Transcribe all the entries word for word, omitting any pictures they contain.

• **Stored entries**
▬▬▬▬▬▬▬▬▬▬
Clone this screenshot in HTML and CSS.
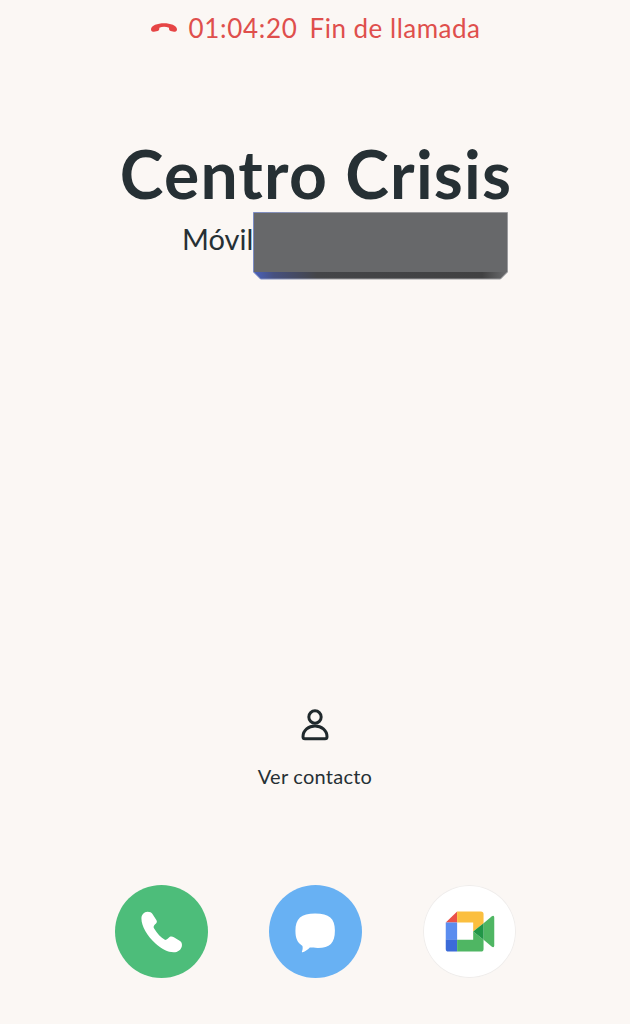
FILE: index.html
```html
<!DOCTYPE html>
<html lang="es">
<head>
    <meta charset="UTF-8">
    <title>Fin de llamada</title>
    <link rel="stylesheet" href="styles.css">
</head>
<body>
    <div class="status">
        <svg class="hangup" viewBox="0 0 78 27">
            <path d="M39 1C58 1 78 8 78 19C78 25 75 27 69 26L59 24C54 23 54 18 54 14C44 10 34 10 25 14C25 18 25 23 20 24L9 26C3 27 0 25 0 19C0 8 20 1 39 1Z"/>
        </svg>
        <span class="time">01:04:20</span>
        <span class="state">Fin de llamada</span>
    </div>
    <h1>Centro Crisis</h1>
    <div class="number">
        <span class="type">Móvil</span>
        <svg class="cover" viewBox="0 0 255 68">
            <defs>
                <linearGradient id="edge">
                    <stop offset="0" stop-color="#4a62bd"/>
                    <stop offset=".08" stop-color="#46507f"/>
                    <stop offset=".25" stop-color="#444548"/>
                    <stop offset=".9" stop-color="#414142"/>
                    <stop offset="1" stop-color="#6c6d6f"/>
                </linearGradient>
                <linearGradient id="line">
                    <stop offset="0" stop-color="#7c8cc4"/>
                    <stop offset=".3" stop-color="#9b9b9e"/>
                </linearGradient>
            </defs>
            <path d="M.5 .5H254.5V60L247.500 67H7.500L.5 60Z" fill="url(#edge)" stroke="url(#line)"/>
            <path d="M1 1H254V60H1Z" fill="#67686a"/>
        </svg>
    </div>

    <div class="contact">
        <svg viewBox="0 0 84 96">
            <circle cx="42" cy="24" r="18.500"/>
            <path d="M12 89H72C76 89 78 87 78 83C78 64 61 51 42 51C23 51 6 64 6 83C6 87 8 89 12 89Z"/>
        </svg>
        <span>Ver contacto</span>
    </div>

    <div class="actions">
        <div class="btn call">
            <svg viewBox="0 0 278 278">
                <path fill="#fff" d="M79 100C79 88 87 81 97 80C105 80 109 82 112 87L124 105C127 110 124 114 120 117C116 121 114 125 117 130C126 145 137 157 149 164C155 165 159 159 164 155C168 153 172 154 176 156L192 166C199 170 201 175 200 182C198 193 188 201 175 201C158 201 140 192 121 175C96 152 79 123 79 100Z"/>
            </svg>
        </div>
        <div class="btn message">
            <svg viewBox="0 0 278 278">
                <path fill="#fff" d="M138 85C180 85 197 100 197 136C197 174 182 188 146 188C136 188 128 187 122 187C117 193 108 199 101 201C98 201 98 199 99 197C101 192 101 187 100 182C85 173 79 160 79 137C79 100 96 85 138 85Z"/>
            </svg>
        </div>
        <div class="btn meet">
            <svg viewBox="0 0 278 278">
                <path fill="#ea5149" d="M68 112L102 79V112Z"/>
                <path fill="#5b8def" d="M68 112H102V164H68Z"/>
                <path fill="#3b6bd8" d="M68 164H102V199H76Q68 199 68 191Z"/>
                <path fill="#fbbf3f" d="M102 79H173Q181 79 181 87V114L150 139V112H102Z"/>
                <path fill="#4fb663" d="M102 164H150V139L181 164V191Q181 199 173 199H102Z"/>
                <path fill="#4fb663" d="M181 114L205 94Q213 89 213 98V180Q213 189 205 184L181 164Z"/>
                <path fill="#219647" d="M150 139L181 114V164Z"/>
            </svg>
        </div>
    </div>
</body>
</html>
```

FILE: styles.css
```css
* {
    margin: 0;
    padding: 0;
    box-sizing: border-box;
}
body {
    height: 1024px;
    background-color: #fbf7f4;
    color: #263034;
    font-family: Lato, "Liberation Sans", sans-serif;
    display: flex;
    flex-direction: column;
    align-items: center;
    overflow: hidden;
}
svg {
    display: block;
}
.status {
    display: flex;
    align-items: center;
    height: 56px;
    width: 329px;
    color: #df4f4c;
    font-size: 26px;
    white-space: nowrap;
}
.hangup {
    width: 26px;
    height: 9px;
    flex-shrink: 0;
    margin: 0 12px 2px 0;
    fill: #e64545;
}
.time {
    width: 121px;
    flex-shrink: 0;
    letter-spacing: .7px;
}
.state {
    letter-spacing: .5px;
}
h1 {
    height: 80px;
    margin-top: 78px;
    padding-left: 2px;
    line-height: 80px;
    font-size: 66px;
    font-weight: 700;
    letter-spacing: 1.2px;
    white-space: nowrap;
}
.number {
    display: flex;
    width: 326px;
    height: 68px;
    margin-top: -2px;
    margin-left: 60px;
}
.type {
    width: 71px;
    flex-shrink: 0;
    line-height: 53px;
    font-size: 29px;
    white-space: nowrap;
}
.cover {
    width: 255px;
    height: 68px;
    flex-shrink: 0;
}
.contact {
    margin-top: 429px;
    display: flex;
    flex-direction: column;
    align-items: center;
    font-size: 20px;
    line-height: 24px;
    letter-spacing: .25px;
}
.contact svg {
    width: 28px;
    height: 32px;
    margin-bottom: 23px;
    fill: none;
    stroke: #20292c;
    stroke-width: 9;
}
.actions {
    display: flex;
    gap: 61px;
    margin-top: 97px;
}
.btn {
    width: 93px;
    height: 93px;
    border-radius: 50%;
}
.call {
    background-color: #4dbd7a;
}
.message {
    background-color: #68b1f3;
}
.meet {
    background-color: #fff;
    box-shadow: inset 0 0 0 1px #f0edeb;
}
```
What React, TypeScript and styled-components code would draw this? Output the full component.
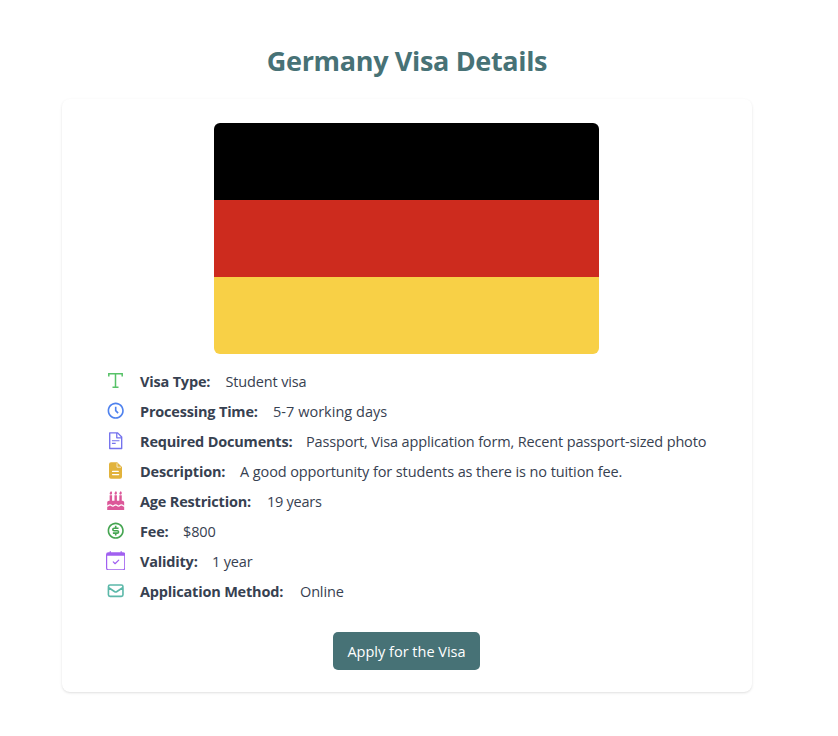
▬▬▬▬▬▬▬▬▬▬
• **Answer for this exercise**
Clone this screenshot in HTML and CSS.
FILE: index.html
```html
<!DOCTYPE html>
<html lang="es">
<head>
    <meta charset="UTF-8">
    <title>Fin de llamada</title>
    <link rel="stylesheet" href="styles.css">
</head>
<body>
    <div class="status">
        <svg class="hangup" viewBox="0 0 78 27">
            <path d="M39 1C58 1 78 8 78 19C78 25 75 27 69 26L59 24C54 23 54 18 54 14C44 10 34 10 25 14C25 18 25 23 20 24L9 26C3 27 0 25 0 19C0 8 20 1 39 1Z"/>
        </svg>
        <span class="time">01:04:20</span>
        <span class="state">Fin de llamada</span>
    </div>
    <h1>Centro Crisis</h1>
    <div class="number">
        <span class="type">Móvil</span>
        <svg class="cover" viewBox="0 0 255 68">
            <defs>
                <linearGradient id="edge">
                    <stop offset="0" stop-color="#4a62bd"/>
                    <stop offset=".08" stop-color="#46507f"/>
                    <stop offset=".25" stop-color="#444548"/>
                    <stop offset=".9" stop-color="#414142"/>
                    <stop offset="1" stop-color="#6c6d6f"/>
                </linearGradient>
                <linearGradient id="line">
                    <stop offset="0" stop-color="#7c8cc4"/>
                    <stop offset=".3" stop-color="#9b9b9e"/>
                </linearGradient>
            </defs>
            <path d="M.5 .5H254.5V60L247.500 67H7.500L.5 60Z" fill="url(#edge)" stroke="url(#line)"/>
            <path d="M1 1H254V60H1Z" fill="#67686a"/>
        </svg>
    </div>

    <div class="contact">
        <svg viewBox="0 0 84 96">
            <circle cx="42" cy="24" r="18.500"/>
            <path d="M12 89H72C76 89 78 87 78 83C78 64 61 51 42 51C23 51 6 64 6 83C6 87 8 89 12 89Z"/>
        </svg>
        <span>Ver contacto</span>
    </div>

    <div class="actions">
        <div class="btn call">
            <svg viewBox="0 0 278 278">
                <path fill="#fff" d="M79 100C79 88 87 81 97 80C105 80 109 82 112 87L124 105C127 110 124 114 120 117C116 121 114 125 117 130C126 145 137 157 149 164C155 165 159 159 164 155C168 153 172 154 176 156L192 166C199 170 201 175 200 182C198 193 188 201 175 201C158 201 140 192 121 175C96 152 79 123 79 100Z"/>
            </svg>
        </div>
        <div class="btn message">
            <svg viewBox="0 0 278 278">
                <path fill="#fff" d="M138 85C180 85 197 100 197 136C197 174 182 188 146 188C136 188 128 187 122 187C117 193 108 199 101 201C98 201 98 199 99 197C101 192 101 187 100 182C85 173 79 160 79 137C79 100 96 85 138 85Z"/>
            </svg>
        </div>
        <div class="btn meet">
            <svg viewBox="0 0 278 278">
                <path fill="#ea5149" d="M68 112L102 79V112Z"/>
                <path fill="#5b8def" d="M68 112H102V164H68Z"/>
                <path fill="#3b6bd8" d="M68 164H102V199H76Q68 199 68 191Z"/>
                <path fill="#fbbf3f" d="M102 79H173Q181 79 181 87V114L150 139V112H102Z"/>
                <path fill="#4fb663" d="M102 164H150V139L181 164V191Q181 199 173 199H102Z"/>
                <path fill="#4fb663" d="M181 114L205 94Q213 89 213 98V180Q213 189 205 184L181 164Z"/>
                <path fill="#219647" d="M150 139L181 114V164Z"/>
            </svg>
        </div>
    </div>
</body>
</html>
```

FILE: styles.css
```css
* {
    margin: 0;
    padding: 0;
    box-sizing: border-box;
}
body {
    height: 1024px;
    background-color: #fbf7f4;
    color: #263034;
    font-family: Lato, "Liberation Sans", sans-serif;
    display: flex;
    flex-direction: column;
    align-items: center;
    overflow: hidden;
}
svg {
    display: block;
}
.status {
    display: flex;
    align-items: center;
    height: 56px;
    width: 329px;
    color: #df4f4c;
    font-size: 26px;
    white-space: nowrap;
}
.hangup {
    width: 26px;
    height: 9px;
    flex-shrink: 0;
    margin: 0 12px 2px 0;
    fill: #e64545;
}
.time {
    width: 121px;
    flex-shrink: 0;
    letter-spacing: .7px;
}
.state {
    letter-spacing: .5px;
}
h1 {
    height: 80px;
    margin-top: 78px;
    padding-left: 2px;
    line-height: 80px;
    font-size: 66px;
    font-weight: 700;
    letter-spacing: 1.2px;
    white-space: nowrap;
}
.number {
    display: flex;
    width: 326px;
    height: 68px;
    margin-top: -2px;
    margin-left: 60px;
}
.type {
    width: 71px;
    flex-shrink: 0;
    line-height: 53px;
    font-size: 29px;
    white-space: nowrap;
}
.cover {
    width: 255px;
    height: 68px;
    flex-shrink: 0;
}
.contact {
    margin-top: 429px;
    display: flex;
    flex-direction: column;
    align-items: center;
    font-size: 20px;
    line-height: 24px;
    letter-spacing: .25px;
}
.contact svg {
    width: 28px;
    height: 32px;
    margin-bottom: 23px;
    fill: none;
    stroke: #20292c;
    stroke-width: 9;
}
.actions {
    display: flex;
    gap: 61px;
    margin-top: 97px;
}
.btn {
    width: 93px;
    height: 93px;
    border-radius: 50%;
}
.call {
    background-color: #4dbd7a;
}
.message {
    background-color: #68b1f3;
}
.meet {
    background-color: #fff;
    box-shadow: inset 0 0 0 1px #f0edeb;
}
```
What React, TypeScript and styled-components code would draw this? Output the full component.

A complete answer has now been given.